Course pages 2018–19
Data Science: principles and practice
Principal lecturers: Dr Marek Rei, Dr Ekaterina Kochmar, Dr Damon Wischik, Prof Ted Briscoe
Taken by: Part II CST 75%
No. of lectures and practical classes: 12
Prerequisite courses: NST Mathematics, Machine Learning and Real-World Data and Foundations of Data Science.
Capacity: 40-50
Aims
The course will develop core areas of Data Science (eg. models for regression and classification) from several perspectives: conceptual formulation and properties, solution algorithms and their implementation, data visualization for exploratory data analysis and the effective presentation of modelling outputs. The lectures will be complemented by practical classes using Python, scikit-learn and TensorFlow.
Lectures
- Introduction. Motivation, applications, examples, loading common
data formats, calculating statistics over a dataset, logistics and overview
of the course.
- Linear Regression. Defining a model, fitting a model, least squares
regression, linear regression, gradient descent, scikit-learn.
- Practical: Linear Regression
- Classification. Classification, perceptron, logistic regression,
multi-class classification, regularisation, kernels, exploratory data
visualisation.
- Practical: Classification
- Deep Learning, part I. Training neural networks, applications,
multilayer perceptrons, stochastic gradient descent, backpropagation.
- Deep Learning, part II. Advanced architectures, convnets, RNNs,
introduction to TensorFlow.
- Practical: Deep Learning
- Visualization, part I. Scales and coordinates, depicting
comparisons.
- Visualization, part II. Common plotting patterns, including
dimension reduction.
- Practical: Visualization
- Challenges in Data Science. Summary of the course, overview of other relevant techniques, ethics and privacy issues, bias in the training data, information about the hand out test.
Objectives
By the end of the course students should be able to:
- demonstrate understanding and practical skills in Data Science;
- be able to specify and work with an analytical model;
- be able to effectively implement Data Science algorithms;
- understand how data visualization underpins exploring datasets as well as communicating the findings of data science models.
Recommended reading
Bishop, C.M. (2008). Pattern Recognition and Machine Learning. Springer.

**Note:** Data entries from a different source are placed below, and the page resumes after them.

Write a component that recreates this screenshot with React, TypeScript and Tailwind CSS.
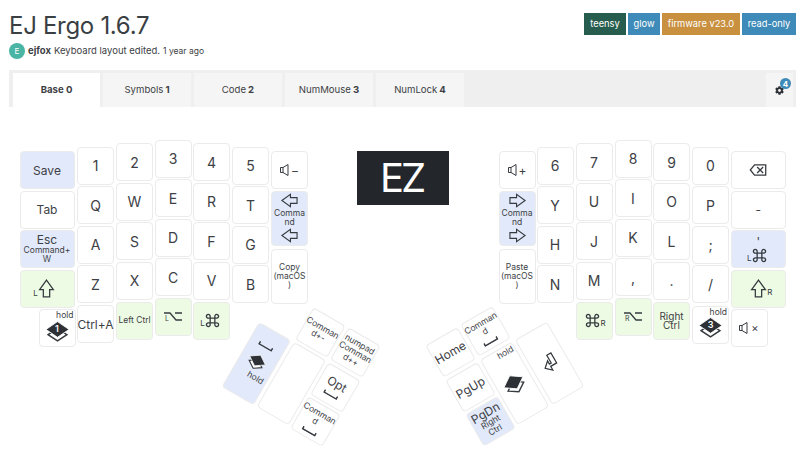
import React from "react";
import { FaCog } from "react-icons/fa";

type Tone = "plain" | "blue" | "green";

interface KeyDef {
  x: number;
  y: number;
  w?: number;
  h?: number;
  tone?: Tone;
  rot?: number;
  node?: React.ReactNode;
}

const KEY_W = 37;
const KEY_H = 38;

const toneClass: Record<Tone, string> = {
  plain: "bg-white",
  blue: "bg-[#e2e9fa]",
  green: "bg-[#eefbe4]",
};

const Ink = "#363b40";

const Arrow = ({ dir, size = 17 }: { dir: "left" | "right" | "up"; size?: number }) => {
  const rotate = dir === "left" ? 0 : dir === "right" ? 180 : 90;
  return (
    <svg width={size} height={size} viewBox="0 0 18 18" style={{ transform: `rotate(${rotate}deg)` }}>
      <path d="M1 9 10 2.5V6h7v6h-7v3.5z" fill="none" stroke={Ink} strokeWidth="1.2" />
    </svg>
  );
};

const Space = ({ w = 16 }: { w?: number }) => (
  <svg width={w} height="4" viewBox="0 0 16 4">
    <path d="M1 0v3h14V0" fill="none" stroke={Ink} strokeWidth="1.5" />
  </svg>
);

const Speaker = () => (
  <svg width="9" height="12" viewBox="0 0 9 12">
    <path d="M.5 3.5h2.5l5-3v11l-5-3H.5zM3 3.5v5" fill="none" stroke={Ink} strokeWidth="1" />
  </svg>
);

const Cmd = ({ size = 15 }: { size?: number }) => (
  <svg width={size} height={size} viewBox="0 0 16 16">
    <path
      d="M5.5 5.5h5v5h-5zM5.5 5.5H3.7a2 2 0 1 1 1.8-2zM10.5 5.5V3.7a2 2 0 1 1 2 1.8zM10.5 10.5h1.8a2 2 0 1 1-1.8 2zM5.5 10.5v1.8a2 2 0 1 1-2-1.8z"
      fill="none"
      stroke={Ink}
      strokeWidth="1.4"
    />
  </svg>
);

const Alt = ({ side }: { side: string }) => (
  <div className="relative">
    <svg className="block" width="18" height="9" viewBox="0 0 18 9">
      <path d="M0 1h6l6 7h6M11 1h7" fill="none" stroke={Ink} strokeWidth="1.3" />
    </svg>
    <span className="absolute left-[1px] top-[3px] text-[7px] leading-[7px]">{side}</span>
  </div>
);

const Layers = ({ n, size = 23 }: { n?: string; size?: number }) => (
  <div className="relative flex items-center justify-center" style={{ width: size, height: size }}>
    <svg width={size} height={size} viewBox="0 0 22 22">
      <path d="M2 15 11 9l9 6-9 6z" fill="#fff" stroke={Ink} strokeWidth="1.4" />
      <path d="M0 10 11 2.5 22 10l-11 7.5z" fill="#2d3136" stroke="#fff" strokeWidth="0.8" />
    </svg>
    {n && <span className="absolute top-[4px] text-[9px] leading-[11px] font-semibold text-white">{n}</span>}
  </div>
);

const Sub = ({ children }: { children: React.ReactNode }) => (
  <span className="text-[8px] leading-[9px] text-[#363b40]">{children}</span>
);

const Small = ({ children }: { children: React.ReactNode }) => (
  <span className="block whitespace-pre-line text-center text-[8.5px] leading-[9px]">{children}</span>
);

const Hold = () => <span className="absolute top-[1px] right-[1px] text-[8.5px] leading-[9px]">hold</span>;

const Key = ({ x, y, w = KEY_W, h = KEY_H, tone = "plain", rot = 0, node }: KeyDef) => (
  <div
    className={`absolute flex flex-col items-center justify-center rounded-[4px] border-[1.5px] border-[#ebebeb] text-[12px] leading-[15px] text-[#3d4145] ${toneClass[tone]}`}
    style={{ left: x, top: y - 107, width: w, height: h, transform: rot ? `rotate(${rot}deg)` : undefined }}
  >
    {node}
  </div>
);

// centre-based helper for the rotated thumb keys
const thumb = (cx: number, cy: number, rot: number, node?: React.ReactNode, tone: Tone = "plain", tall = false): KeyDef => {
  const w = 36.5;
  const h = tall ? 74.5 : 36.5;
  return { x: cx - w / 2, y: cy - h / 2, w, h, rot, tone, node };
};

const cols = [77, 116, 154.5, 193, 232];
const colsR = [536.5, 575.5, 614.5, 653, 692];
const stagger = [146.5, 143, 139.5, 143, 146.5];
const rowStep = 39.5;

const letterKeys = (xs: number[], rows: string[][]): KeyDef[] =>
  rows.flatMap((row, r) =>
    row.map((label, c) => ({
      x: xs[c],
      y: stagger[c] + r * rowStep,
      node: <span className="text-[14px]">{label}</span>,
    })),
  );

const keys: KeyDef[] = [
  // left hand
  { x: 19.5, y: 151, w: 55, tone: "blue", node: "Save" },
  { x: 19.5, y: 190.5, w: 55, node: "Tab" },
  {
    x: 19.5,
    y: 230,
    w: 55,
    tone: "blue",
    node: (
      <>
        <span className="leading-[12px]">Esc</span>
        <Small>{"Command+\nW"}</Small>
      </>
    ),
  },
  {
    x: 19.5,
    y: 269.5,
    w: 55,
    tone: "green",
    node: (
      <div className="flex items-end pr-[5px]">
        <Sub>L</Sub>
        <div className="-ml-[1px]"><Arrow dir="up" size={19} /></div>
      </div>
    ),
  },
  { x: 38.5, y: 309, node: <><Hold /><div className="mt-[4px]"><Layers n="1" /></div></> },
  ...letterKeys(cols, [
    ["1", "2", "3", "4", "5"],
    ["Q", "W", "E", "R", "T"],
    ["A", "S", "D", "F", "G"],
    ["Z", "X", "C", "V", "B"],
  ]),
  { x: 77, y: 305, node: "Ctrl+A" },
  { x: 116, y: 301.5, tone: "green", node: <span className="text-[8.5px] whitespace-nowrap">Left Ctrl</span> },
  { x: 154.5, y: 297.5, tone: "green", node: <Alt side="L" /> },
  {
    x: 193,
    y: 301.5,
    tone: "green",
    node: (
      <div className="flex items-end pr-[3px]">
        <Sub>L</Sub>
        <Cmd />
      </div>
    ),
  },
  {
    x: 271,
    y: 151,
    node: (
      <div className="flex items-center gap-[2px]">
        <Speaker />
        <span>−</span>
      </div>
    ),
  },
  {
    x: 271,
    y: 190.5,
    h: 55.5,
    tone: "blue",
    node: (
      <>
        <Arrow dir="left" />
        <Small>{"Comma\nnd"}</Small>
        <Arrow dir="left" />
      </>
    ),
  },
  { x: 271, y: 248.5, h: 55, node: <Small>{"Copy\n(macOS\n)"}</Small> },

  // left thumb
  thumb(256.5, 363.5, 30, (
    <>
      <Space />
      <div className="mt-[6px] h-[18px]"><Layers size={18} /></div>
      <span className="absolute top-[45px] right-[2px] text-[8.5px] leading-[9px]">hold</span>
      <div className="h-[14px]" />
    </>
  ), "blue", true),
  thumb(291, 383.5, 30, undefined, "plain", true),
  thumb(320, 332, 30, <Small>{"Comman\nd+-"}</Small>),
  thumb(355, 352.5, 30, <Small>{"numpad\nComman\nd++"}</Small>),
  thumb(335.5, 387, 30, (
    <>
      <span>Opt</span>
      <div className="mt-[3px]"><Space /></div>
    </>
  )),
  thumb(315, 421, 30, (
    <>
      <Small>{"Comman\nd"}</Small>
      <div className="mt-[5px]"><Space /></div>
    </>
  )),

  // right hand
  {
    x: 498.5,
    y: 151,
    node: (
      <div className="flex items-center gap-[2px]">
        <Speaker />
        <span>+</span>
      </div>
    ),
  },
  {
    x: 498.5,
    y: 190.5,
    h: 55.5,
    tone: "blue",
    node: (
      <>
        <Arrow dir="right" />
        <Small>{"Comma\nnd"}</Small>
        <Arrow dir="right" />
      </>
    ),
  },
  { x: 498.5, y: 248.5, h: 55, node: <Small>{"Paste\n(macOS\n)"}</Small> },
  ...letterKeys(colsR, [
    ["6", "7", "8", "9", "0"],
    ["Y", "U", "I", "O", "P"],
    ["H", "J", "K", "L", ";"],
    ["N", "M", ",", ".", "/"],
  ]),
  {
    x: 730.5,
    y: 151,
    w: 55.5,
    node: (
      <svg width="18" height="12" viewBox="0 0 20 14">
        <path d="M6 1h13v12H6L1 7zM9 3.5l7 7M16 3.5l-7 7" fill="none" stroke={Ink} strokeWidth="1.5" />
      </svg>
    ),
  },
  { x: 730.5, y: 190.5, w: 55.5, node: "-" },
  {
    x: 730.5,
    y: 230,
    w: 55.5,
    tone: "blue",
    node: (
      <>
        <span className="leading-[12px]">'</span>
        <div className="flex items-end pr-[3px]">
          <Sub>L</Sub>
          <Cmd />
        </div>
      </>
    ),
  },
  {
    x: 730.5,
    y: 269.5,
    w: 55.5,
    tone: "green",
    node: (
      <div className="flex items-end pl-[5px]">
        <Arrow dir="up" size={19} />
        <div className="-ml-[1px]"><Sub>R</Sub></div>
      </div>
    ),
  },
  {
    x: 575.5,
    y: 301.5,
    tone: "green",
    node: (
      <div className="flex items-end pl-[3px]">
        <Cmd />
        <Sub>R</Sub>
      </div>
    ),
  },
  { x: 614.5, y: 297.5, tone: "green", node: <Alt side="R" /> },
  {
    x: 653,
    y: 301.5,
    tone: "green",
    node: <span className="text-center text-[10px] leading-[9px]">Right<br />Ctrl</span>,
  },
  { x: 692, y: 305.5, node: <><Hold /><div className="mt-[4px]"><Layers n="3" /></div></> },
  {
    x: 730.5,
    y: 309,
    node: (
      <div className="flex items-center gap-[3px]">
        <Speaker />
        <span className="text-[11px]">×</span>
      </div>
    ),
  },

  // right thumb
  thumb(450, 352, -30, "Home"),
  thumb(485, 331, -30, (
    <>
      <Small>{"Comman\nd"}</Small>
      <div className="mt-[5px]"><Space /></div>
    </>
  )),
  thumb(470, 387, -30, "PgUp"),
  thumb(490, 421, -30, (
    <>
      <span className="leading-[12px]">PgDn</span>
      <Small>{"Right\nCtrl"}</Small>
    </>
  ), "blue"),
  thumb(514.5, 383, -30, (
    <>
      <Hold />
      <Layers size={22} />
    </>
  ), "plain", true),
  thumb(549, 363, -30, (
    <svg width="15" height="19" viewBox="0 0 14 18">
      <path d="M8.5 1H13v11H6.5v4L1 11l5.5-5v3.5h2z" fill="none" stroke={Ink} strokeWidth="1.2" />
    </svg>
  ), "plain", true),
];

const tabs = [
  ["Symbols", "1"],
  ["Code", "2"],
  ["NumMouse", "3"],
  ["NumLock", "4"],
];

const badges = [
  { label: "teensy", cls: "bg-[#275d4e] w-[42px]" },
  { label: "glow", cls: "bg-[#3e8ab8] w-[32px]" },
  { label: "firmware v23.0", cls: "bg-[#c8903f] w-[78px]" },
  { label: "read-only", cls: "bg-[#3e8ab8] w-[54px]" },
];

export default function App() {
  return (
    <div className="w-[800px] h-[470px] overflow-hidden bg-white font-['Inter',sans-serif] text-[#3d4145]">
      <header className="flex justify-between pl-[9px] pr-[4px] pt-[13px] h-[70px]">
        <div>
          <h1 className="text-[24px] leading-[25px] font-normal tracking-[-0.3px] text-[#3a3f44]">EJ Ergo 1.6.7</h1>
          <div className="mt-[5px] flex items-center gap-[3px] text-[9.5px]">
            <span className="flex h-[16px] w-[16px] items-center justify-center rounded-full bg-[#4bb5a5] text-[8px] text-white">E</span>
            <span className="font-bold">ejfox</span>
            <span>Keyboard layout edited.</span>
            <span className="text-[8.5px]">1 year ago</span>
          </div>
        </div>
        <div className="flex gap-[2px] h-[22px]">
          {badges.map((b) => (
            <span key={b.label} className={`flex items-center justify-center text-[9.3px] text-white ${b.cls}`}>
              {b.label}
            </span>
          ))}
        </div>
      </header>

      <nav className="mx-[9px] w-[787px] h-[37px] flex items-end justify-between bg-[#efefef] pl-[4px] pr-[3px] text-[9.6px]">
        <div className="flex gap-[3px]">
          <div className="flex h-[34px] w-[87px] items-center justify-center bg-white font-bold">Base 0</div>
          {tabs.map(([name, n]) => (
            <div key={name} className="flex h-[34px] w-[88px] items-center justify-center gap-[2px] bg-[#f5f5f5]">
              {name} <b>{n}</b>
            </div>
          ))}
        </div>
        <div className="relative flex h-[34px] w-[27px] items-center justify-center bg-[#f5f5f5]">
          <FaCog size={9} color="#2d3136" />
          <span className="absolute top-[5px] left-[14px] flex h-[11px] w-[11px] items-center justify-center rounded-full bg-[#3e8ab8] text-[8px] font-bold text-white">
            4
          </span>
        </div>
      </nav>

      <main className="relative h-[363px]">
        {keys.map((k, i) => (
          <Key key={i} {...k} />
        ))}
        <div className="absolute left-[357px] top-[44px] flex h-[54px] w-[92px] items-center justify-center bg-[#23272b] pr-[3px] text-[40px] tracking-[-3px] text-white">
          EZ
        </div>
      </main>
    </div>
  );
}
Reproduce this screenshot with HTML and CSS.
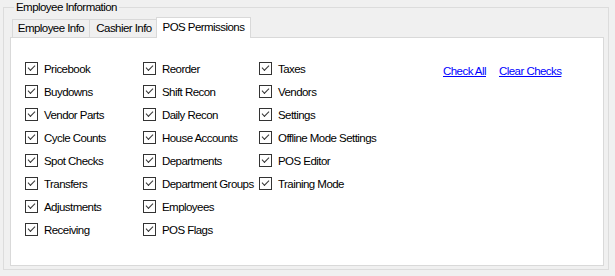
FILE: index.html
```html
<!DOCTYPE html>
<html lang="en">
<head>
    <meta charset="UTF-8">
    <title>Employee Information</title>
    <link rel="stylesheet" href="styles.css">
</head>
<body>
    <fieldset class="group">
        <legend class="group-title">Employee Information</legend>
        <div class="tabs">
            <div class="tab tab-employee">Employee Info</div>
            <div class="tab tab-cashier">Cashier Info</div>
            <div class="tab tab-pos active">POS Permissions</div>
        </div>
        <div class="panel">
            <ul class="col col1">
                <li class="check"><span class="box"></span>Pricebook</li>
                <li class="check"><span class="box"></span>Buydowns</li>
                <li class="check"><span class="box"></span>Vendor Parts</li>
                <li class="check"><span class="box"></span>Cycle Counts</li>
                <li class="check"><span class="box"></span>Spot Checks</li>
                <li class="check"><span class="box"></span>Transfers</li>
                <li class="check"><span class="box"></span>Adjustments</li>
                <li class="check"><span class="box"></span>Receiving</li>
            </ul>
            <ul class="col col2">
                <li class="check"><span class="box"></span>Reorder</li>
                <li class="check"><span class="box"></span>Shift Recon</li>
                <li class="check"><span class="box"></span>Daily Recon</li>
                <li class="check"><span class="box"></span>House Accounts</li>
                <li class="check"><span class="box"></span>Departments</li>
                <li class="check"><span class="box"></span>Department Groups</li>
                <li class="check"><span class="box"></span>Employees</li>
                <li class="check"><span class="box"></span>POS Flags</li>
            </ul>
            <ul class="col col3">
                <li class="check"><span class="box"></span>Taxes</li>
                <li class="check"><span class="box"></span>Vendors</li>
                <li class="check"><span class="box"></span>Settings</li>
                <li class="check"><span class="box"></span>Offline Mode Settings</li>
                <li class="check"><span class="box"></span>POS Editor</li>
                <li class="check"><span class="box"></span>Training Mode</li>
            </ul>
            <div class="links">
                <a href="#">Check All</a>
                <a href="#">Clear Checks</a>
            </div>
        </div>
    </fieldset>
</body>
</html>
```

FILE: styles.css
```css
body{
    margin: 0;
    background-color: #f0f0f0;
    font-family: "Liberation Sans", Arial, sans-serif;
    font-size: 11.5px;
    letter-spacing: -0.55px;
    color: #000;
}

/* group box */
.group{
    margin: 0 6px 0 3px;
    padding: 3px 4px 3px 6px;
    border: 1px solid #dcdcdc;
    min-width: 0;
}
.group-title{
    margin-left: 4px;
    padding: 0 2px;
    line-height: 14px;
}

/* tab strip */
.tabs{
    display: flex;
    align-items: flex-end;
    margin-left: 2px;
    height: 20px;
    position: relative;
}
.tab{
    box-sizing: border-box;
    height: 18px;
    line-height: 17px;
    text-align: center;
    border: 1px solid #d9d9d9;
    border-bottom: none;
    border-right: none;
}
.tab-employee{
    width: 77px;
}
.tab-cashier{
    width: 69px;
}
.tab.active{
    width: 95px;
    height: 21px;
    line-height: 18px;
    margin: 0 -2px -1px -2px;
    border-right: 1px solid #d9d9d9;
    background-color: #fff;
    position: relative;
    z-index: 1;
}

/* page */
.panel{
    box-sizing: border-box;
    height: 229px;
    border: 1px solid #d9d9d9;
    background-color: #fff;
    padding: 19px 0 0 14px;
    display: grid;
    grid-template-columns: 118px 116px 184px auto;
    align-items: start;
}
.col{
    list-style: none;
    margin: 0;
    padding: 0;
}
.check{
    display: flex;
    align-items: center;
    height: 23px;
    white-space: nowrap;
}
.box{
    box-sizing: border-box;
    width: 13px;
    height: 13px;
    border: 1px solid #333;
    margin-right: 6px;
    position: relative;
    flex: none;
}
.box::after{
    content: "";
    position: absolute;
    left: 2px;
    top: 2px;
    width: 6px;
    height: 3px;
    border-left: 1px solid #333;
    border-bottom: 1px solid #333;
    transform: rotate(-45deg);
}

.links{
    display: flex;
    gap: 13px;
    margin-top: 3px;
    line-height: 23px;
}
.links a{
    color: #0000ff;
}
```
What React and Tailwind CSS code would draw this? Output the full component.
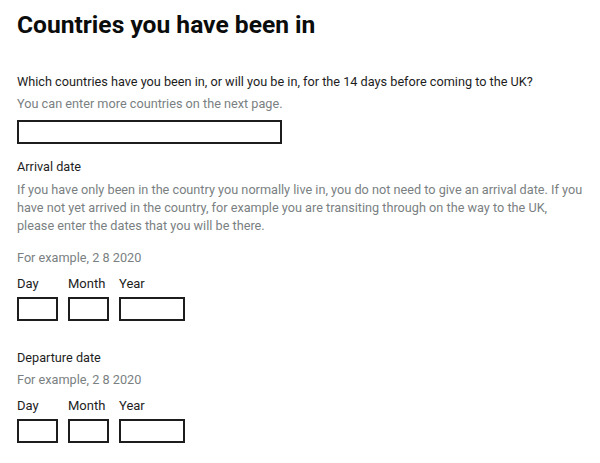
export default function App() {
  const font = { fontFamily: 'Roboto, "Liberation Sans", Arial, sans-serif' };

  const DateFields = ({ className }) => (
    <div className={`flex gap-[10px] ${className}`}>
      {[
        { label: 'Day', w: 'w-[41px]' },
        { label: 'Month', w: 'w-[41px]' },
        { label: 'Year', w: 'w-[66px]' },
      ].map(({ label, w }) => (
        <div key={label} className="flex flex-col">
          <label className="text-[13px] leading-[18px] text-[#1d1d1d] whitespace-nowrap">{label}</label>
          <input type="text" className={`${w} h-[24px] mt-[4px] border-2 border-[#1d1d1d] outline-none bg-white`} />
        </div>
      ))}
    </div>
  );

  return (
    <div className="min-h-[463px] w-[600px] bg-white pl-[17px]" style={font}>
      {/* Heading */}
      <h1 className="pt-[10px] text-[24.6px] leading-[30px] font-bold text-[#0b0c0c]">Countries you have been in</h1>

      {/* Countries */}
      <p className="mt-[33px] text-[12.7px] leading-[18px] text-[#1d1d1d] whitespace-nowrap">
        Which countries have you been in, or will you be in, for the 14 days before coming to the UK?
      </p>
      <p className="mt-[4px] text-[12.7px] leading-[18px] text-[#7a7f82]">You can enter more countries on the next page.</p>
      <input type="text" className="mt-[7px] w-[265px] h-[24px] border-2 border-[#1d1d1d] outline-none bg-white block" />

      {/* Arrival */}
      <p className="mt-[14px] text-[12.7px] leading-[18px] text-[#1d1d1d]">Arrival date</p>
      <p className="mt-[5px] text-[12.7px] leading-[18px] text-[#7a7f82] whitespace-nowrap">
        If you have only been in the country you normally live in, you do not need to give an arrival date. If you
        <br />
        have not yet arrived in the country, for example you are transiting through on the way to the UK,
        <br />
        please enter the dates that you will be there.
      </p>
      <p className="mt-[14px] text-[12.7px] leading-[18px] text-[#7a7f82]">For example, 2 8 2020</p>
      <DateFields className="mt-[8px]" />

      {/* Departure */}
      <p className="mt-[28px] text-[12.7px] leading-[18px] text-[#1d1d1d]">Departure date</p>
      <p className="mt-[4px] text-[12.7px] leading-[18px] text-[#7a7f82]">For example, 2 8 2020</p>
      <DateFields className="mt-[8px]" />
    </div>
  );
}
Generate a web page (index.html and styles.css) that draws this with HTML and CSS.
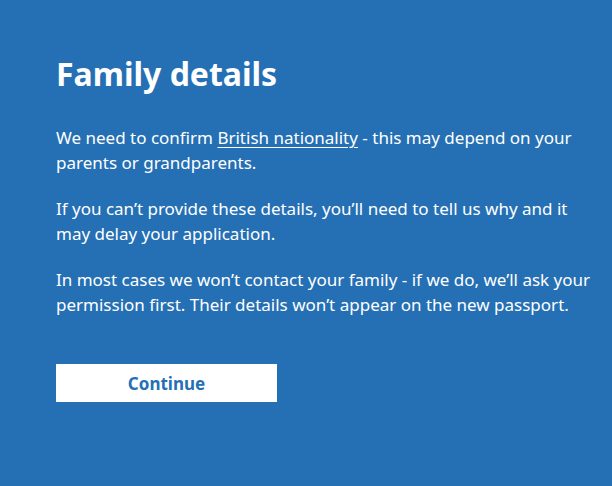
FILE: index.html
```html
<!DOCTYPE html>
<html lang="en">
<head>
  <meta charset="UTF-8">
  <meta name="viewport" content="width=device-width, initial-scale=1">
  <title>Family details</title>
  <link rel="stylesheet" href="styles.css">
</head>
<body>

  <main class="page">
    <h1 class="title">Family details</h1>

    <p class="body-text">We need to confirm <a href="#" class="link">British nationality</a> - this may depend on your parents or grandparents.</p>
    <p class="body-text">If you can’t provide these details, you’ll need to tell us why and it may delay your application.</p>
    <p class="body-text">In most cases we won’t contact your family - if we do, we’ll ask your permission first. Their details won’t appear on the new passport.</p>

    <button class="button" type="button">Continue</button>
  </main>

</body>
</html>
```

FILE: styles.css
```css
/* reset */
* { margin:0; padding:0; box-sizing:border-box; }
body {
  font-family: "Noto Sans", "Liberation Sans", sans-serif;
  background: #2570b4;
  color: #fff;
}

/* page column */
.page {
  padding: 54px 8px 0 56px;
}

.title {
  font-size: 32px;
  line-height: 40px;
  font-weight: 700;
  margin-bottom: 32px;
}

.body-text {
  font-size: 17px;
  line-height: 24.5px;
  margin-bottom: 22px;
}

.link {
  color: #fff;
  text-decoration: underline;
  text-underline-offset: 3px;
}

/* continue button */
.button {
  display: block;
  width: 221px;
  height: 38px;
  margin-top: 47px;
  border: 0;
  background: #fff;
  color: #2570b4;
  font-family: inherit;
  font-size: 17px;
  font-weight: 700;
  box-shadow: 0 2px 0 #0b2b4a;
  cursor: pointer;
}
```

MacKay, D.J. (2003). Information Theory, Inference and Learning
Algorithms. Cambridge University Press.
Python Basic Tutorial. Available online:
https://www.tutorialspoint.com/python/index.htm
Numpy: Quickstart Tutorial. Available online:
https://docs.scipy.org/doc/numpy/user/quickstart.html
Get Started with TensorFlow. Available online:
https://www.tensorflow.org/tutorials/